= YOUR GOAL =
For each line in the data below that holds "index", return a copy.

—————

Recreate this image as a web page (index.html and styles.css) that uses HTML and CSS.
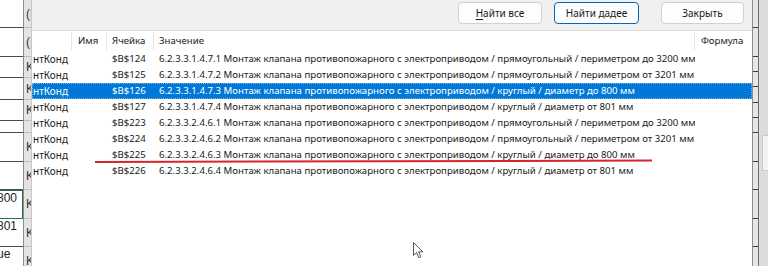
FILE: index.html
```html
<!DOCTYPE html>
<html lang="ru">
<head>
<meta charset="utf-8">
<link rel="stylesheet" href="styles.css">
</head>
<body>
<div class="screen">
  <div class="sheet-left">
    <div class="cells">
      <div class="cell h28"></div>
      <div class="cell h29"></div>
      <div class="cell h21"></div>
      <div class="cell h22"></div>
      <div class="cell h21"></div>
      <div class="cell h12"></div>
      <div class="cell h29"></div>
      <div class="cell h28"></div>
      <div class="cell h29 sel">800</div>
      <div class="cell h28">801</div>
      <div class="cell h28">ue</div>
    </div>
    <div class="kcol">
      <div class="kcell h28">(I</div>
      <div class="kcell h29">(I</div>
      <div class="kcell h21">K</div>
      <div class="kcell h22">K</div>
      <div class="kcell h21">K</div>
      <div class="kcell h12"></div>
      <div class="kcell h29">K</div>
      <div class="kcell h28">K</div>
      <div class="kcell h29">K</div>
      <div class="kcell h28">K</div>
      <div class="kcell h28">K</div>
    </div>
  </div>

  <div class="dialog">
    <div class="toolbar">
      <button class="btn"><u>Н</u>айти все</button>
      <button class="btn focus">Найти дадее</button>
      <button class="btn close">Закрыть</button>
    </div>
    <div class="list">
      <div class="row head">
        <div class="c c1"></div>
        <div class="c c2">Имя</div>
        <div class="c c3">Ячейка</div>
        <div class="c c4">Значение</div>
        <div class="c c5">Формула</div>
      </div>
      <div class="row">
        <div class="c c1">нтКонд</div><div class="c c2"></div><div class="c c3">$B$124</div>
        <div class="c c4">6.2.3.3.1.4.7.1 Монтаж клапана противопожарного с электроприводом / прямоугольный / периметром до 3200 мм</div><div class="c c5"></div>
      </div>
      <div class="row">
        <div class="c c1">нтКонд</div><div class="c c2"></div><div class="c c3">$B$125</div>
        <div class="c c4">6.2.3.3.1.4.7.2 Монтаж клапана противопожарного с электроприводом / прямоугольный / периметром от 3201 мм</div><div class="c c5"></div>
      </div>
      <div class="row selected">
        <div class="c c1">нтКонд</div><div class="c c2"></div><div class="c c3">$B$126</div>
        <div class="c c4">6.2.3.3.1.4.7.3 Монтаж клапана противопожарного с электроприводом / круглый / диаметр до 800 мм</div><div class="c c5"></div>
      </div>
      <div class="row">
        <div class="c c1">нтКонд</div><div class="c c2"></div><div class="c c3">$B$127</div>
        <div class="c c4">6.2.3.3.1.4.7.4 Монтаж клапана противопожарного с электроприводом / круглый / диаметр от 801 мм</div><div class="c c5"></div>
      </div>
      <div class="row">
        <div class="c c1">нтКонд</div><div class="c c2"></div><div class="c c3">$B$223</div>
        <div class="c c4">6.2.3.3.2.4.6.1 Монтаж клапана противопожарного с электроприводом / прямоугольный / периметром до 3200 мм</div><div class="c c5"></div>
      </div>
      <div class="row">
        <div class="c c1">нтКонд</div><div class="c c2"></div><div class="c c3">$B$224</div>
        <div class="c c4">6.2.3.3.2.4.6.2 Монтаж клапана противопожарного с электроприводом / прямоугольный / периметром от 3201 мм</div><div class="c c5"></div>
      </div>
      <div class="row">
        <div class="c c1">нтКонд</div><div class="c c2"></div><div class="c c3">$B$225</div>
        <div class="c c4">6.2.3.3.2.4.6.3 Монтаж клапана противопожарного с электроприводом / круглый / диаметр до 800 мм</div><div class="c c5"></div>
      </div>
      <div class="row">
        <div class="c c1">нтКонд</div><div class="c c2"></div><div class="c c3">$B$226</div>
        <div class="c c4">6.2.3.3.2.4.6.4 Монтаж клапана противопожарного с электроприводом / круглый / диаметр от 801 мм</div><div class="c c5"></div>
      </div>
    </div>
  </div>

  <div class="sheet-right">
    <div class="rcol">
      <div class="rcell h28"></div>
      <div class="rcell h29"></div>
      <div class="rcell h15"></div>
      <div class="rcell h15"></div>
      <div class="rcell h16"></div>
      <div class="rcell h15"></div>
      <div class="rcell h15"></div>
      <div class="rcell h29"></div>
      <div class="rcell h28"></div>
      <div class="rcell h29"></div>
      <div class="rcell h28"></div>
    </div>
    <div class="rgray"><div class="rbox"></div></div>
  </div>

  <svg class="redline" width="768" height="266" viewBox="0 0 768 266">
    <path d="M95 162 L652 160.6" stroke="#d8232a" stroke-width="2" fill="none"/>
  </svg>
  <svg class="cursor" width="12" height="18" viewBox="0 0 12 18">
    <path d="M0.5 0.5 L0.5 13.5 L3.5 10.5 L5.8 15.8 L7.8 14.9 L5.6 9.8 L9.8 9.8 Z" fill="#fff" stroke="#555" stroke-width="1" stroke-linejoin="round"/>
  </svg>
</div>
</body>
</html>
```

FILE: styles.css
```css
* { box-sizing: border-box; }
html, body { margin: 0; padding: 0; background: #fff; }
.screen {
  position: relative;
  width: 768px;
  height: 266px;
  overflow: hidden;
  display: flex;
  font-family: "Noto Sans", "Liberation Sans", sans-serif;
  font-size: 9.65px;
  color: #1a1a1a;
}

/* left spreadsheet strip */
.sheet-left { width: 32px; display: flex; flex: none; }
.cells { width: 24px; border-right: 1px solid #8c8c8c; background: #fff; }
.cell {
  border-bottom: 1px solid #4a4a4a;
  font-family: "Liberation Sans", sans-serif;
  font-size: 12px;
  color: #222;
  line-height: 14px;
  padding-top: 0;
  text-indent: -3px;
  white-space: nowrap;
  overflow: hidden;
}
.cell.sel { border: 1px solid #217346; border-left: none; }
.kcol { width: 8px; background: #e4e4e4; overflow: hidden; border-right: 1px solid #c8c8c8; }
.kcell {
  display: flex;
  align-items: center;
  border-bottom: 1px solid #bcbcbc;
  font-family: "Liberation Sans", sans-serif;
  font-size: 12px;
  color: #333;
  padding-left: 2px;
  white-space: nowrap;
}
.h12 { height: 12px; }
.h15 { height: 15px; }
.h16 { height: 16px; }
.h21 { height: 21px; }
.h22 { height: 22px; }
.h28 { height: 28px; }
.h29 { height: 29px; }

/* dialog */
.dialog {
  width: 720px;
  flex: none;
  display: flex;
  flex-direction: column;
  background: #f0f0f0;
}
.toolbar {
  height: 30px;
  flex: none;
  display: flex;
  justify-content: flex-end;
  align-items: flex-start;
  padding: 2px 8px 0 0;
}
.btn {
  height: 22px;
  width: 84px;
  border: 1px solid #d0d0d0;
  border-radius: 4px;
  background: #fdfdfd;
  font-family: "Noto Sans", sans-serif;
  font-size: 10px;
  color: #1a1a1a;
  padding: 0;
  margin: 0;
}
.btn + .btn { margin-left: 12px; }
.btn.focus { width: 85px; border-color: #0067c0; }
.btn.close { width: 83px; margin-left: 22px; }
.btn u { text-decoration-thickness: 1px; text-underline-offset: 2px; }

.list {
  flex: 1;
  background: #fff;
  border-top: 1px solid #dcdcdc;
  overflow: hidden;
}
.row {
  display: flex;
  height: 16px;
  align-items: center;
  white-space: nowrap;
}
.row.head { height: 20px; color: #222; }
.c { overflow: hidden; flex: none; line-height: 16px; }
.c1 { width: 40px; padding-left: 1px; font-size: 10px; }
.c2 { width: 35px; padding-left: 6px; }
.c3 { width: 47px; padding-left: 5px; }
.c4 { width: 541px; padding-left: 5px; }
.c5 { width: 57px; padding-left: 6px; }
.head .c { height: 18px; border-right: 1px solid #e5e5e5; line-height: 18px; }
.head .c5 { border-right: none; }
.row.selected {
  background: #0078d7;
  color: #fff;
  outline: 1px dotted #7fb6e8;
  outline-offset: -1px;
}

/* right spreadsheet strip */
.sheet-right { width: 16px; flex: none; display: flex; background: #f0f0f0; }
.rcol { width: 7px; border-left: 1px solid #8c8c8c; border-right: 1px solid #707070; background: #e6e6e6; }
.rcell { border-bottom: 1px solid #3a3a3a; }
.rgray { flex: 1; background: #dcdcdc; padding-top: 135px; padding-left: 3px; }
.rbox { height: 36px; background: #f3f3f3; border: 1px solid #c8c8c8; border-right: none; }

/* overlays */
.redline { position: absolute; left: 0; top: 0; pointer-events: none; }
.cursor { position: absolute; left: 413px; top: 242px; }
```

—————

= FULL ANSWER =
Recreate this image as a web page (index.html and styles.css) that uses HTML and CSS.
FILE: index.html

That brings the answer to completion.